Shel Silverstein's Every Thing On It

Book review by Monica Friedman

(Visit Monica's home page.)

Ages 8-12

More Poems for Young People from the Master of Silliness

Hooray! Shel Silverstein is back with another collection for kids (and nonsense-minded adults), reprising many of the themes that made previous collections so beloved: surprising reversals of expectations (the monster afraid of kids under his bed, and “The Genie in the Flask” who turns the wish-seeker into its personal slave), extremely horrible manners (“Nasty School” where you learn to “smash a vase to smithereens/How to tear the pages out of someone’s magazines”), things that eat people (“Wild Weed” featuring a kid-eating plant that is too pretty to kill, “Man Eating Plant,” which has already devoured the gardener, and “Going Up, Going Down” in which a “skinny, hungry crocodile” enters a packed elevator), and a regular assortment of dentists, pelicans, mythological creatures, and unskilled athletes.

Book review - Every Thing On It

This book also covers new ground, reflecting ways the world and the author have changed. There are “poo” jokes such as those implied by a scientist curious about elephant tails in “Investigating” or the kid who tries to eat a “Pelican Egg.” There are poems that reflect modern sensibilities. In “Food?” a hapless diner learns of the dangers in his meal—nitrates, cyclamates, pesticides, carcinogens, and other additives—leading to the declaration, “I haven’t eaten for a month and I don’t feel too fine,/But I know that I’ll be healthy for a long, long time.” An angry-looking woman clad from head to toe in animal skins and furs shouts, “Save the Whales,” in the poem “In Her…”.

Those suspecting that poems are derived just from the possibility of rhyming certain words are vindicated. In “Italian Food” we learn “I love Italian food./I eat it all the time,/Not just ‘cause how good it tastes/But ‘cause how good it rhymes.” In “The Romance” a pelican proposes to an elephant “’Cause there’s no name that rhymes with me/And no one else rhymes with you.” And in “Lizard” the author states “Nothing else much happened, I’m afraid,/But lizard rhymed with blizzard/And blizzard rhymed with gizzard/And that, my dear is why most poems are made.”

Along with the expected serious moments of gravity, love, and grace, this book recognizes of the author’s mortality.

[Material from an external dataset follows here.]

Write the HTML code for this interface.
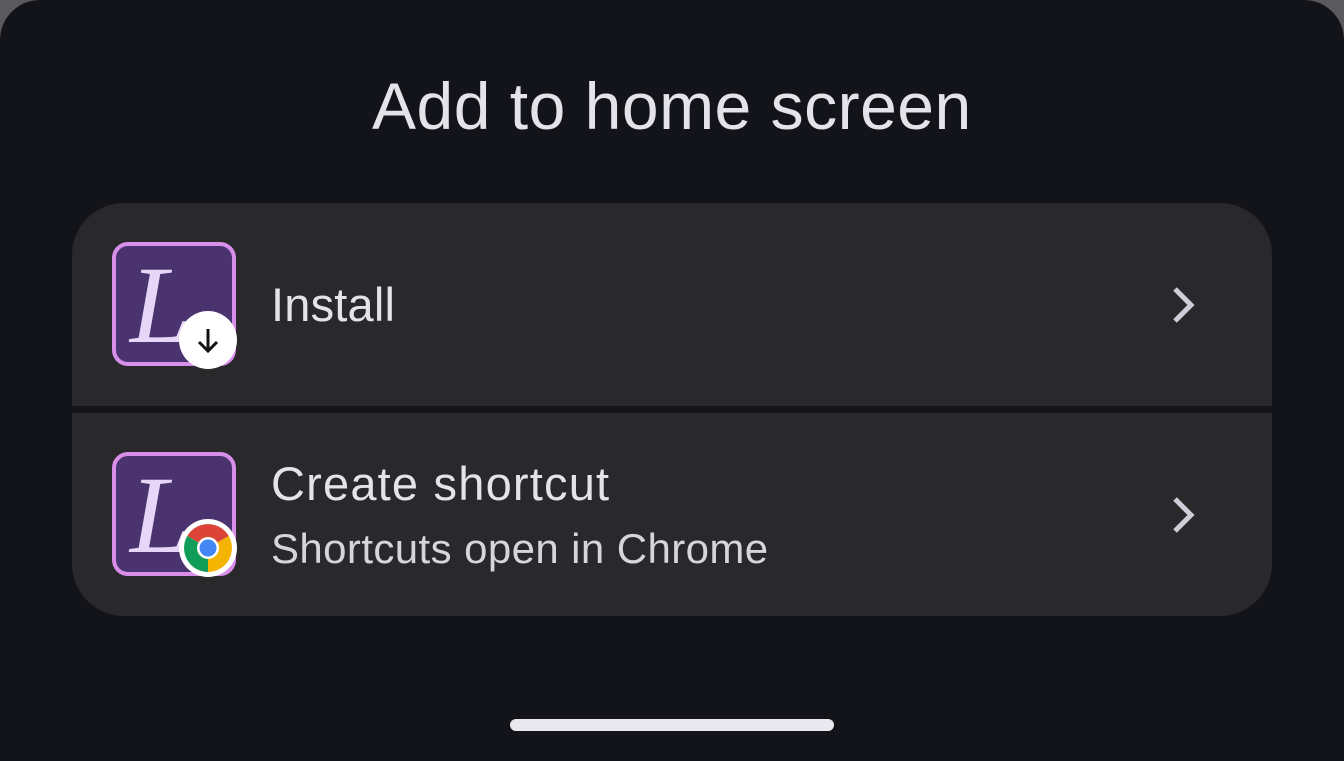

“The Clock Man” discusses the value of time to children, grown-ups, and those at death’s door. “Wall Marks” recounts the differing perspective of child and adult. Lines scratched onto a wall mark a child’s growth, but the child says, “I just don’t understand at all/Just why she cries each time she sees/Those scratchy marks there on the wall.” In “Biography,” life’s short procession is summed up:

First he was born,
And then he was warned,
And then he was taught how to swim,
And then he was married,
And then he was buried,
And that’s all that happened to him.

A number of poems discuss this inevitable trajectory away from childhood and toward mortality, handled with sympathetic but bittersweet humor. These are intertwined with the author’s understanding of his contribution to the literary world and his hope that his work will continue to inspire. In “Writesingtelldraw” he summarizes his canon and concludes: “being as fair as can be,/After all that I’ve writtensungtolddrawn for you,/Won’t you writesingtelldraw one for me?”

At the end of Every Thing On It, Silverstein bids a spiritual farewell to his fans and asks them to celebrate his life in the only way that seems appropriate:

When I am gone what will you do?
Who will write and draw for you?
Someone smarter—someone new?
Someone better—maybe YOU!

Book review - Every Thing On It

While it seems unlikely that the poet/writer/singer/artist can ever be replaced, this fourth collection of poems and drawings, Every Thing On It, should continue to inspire.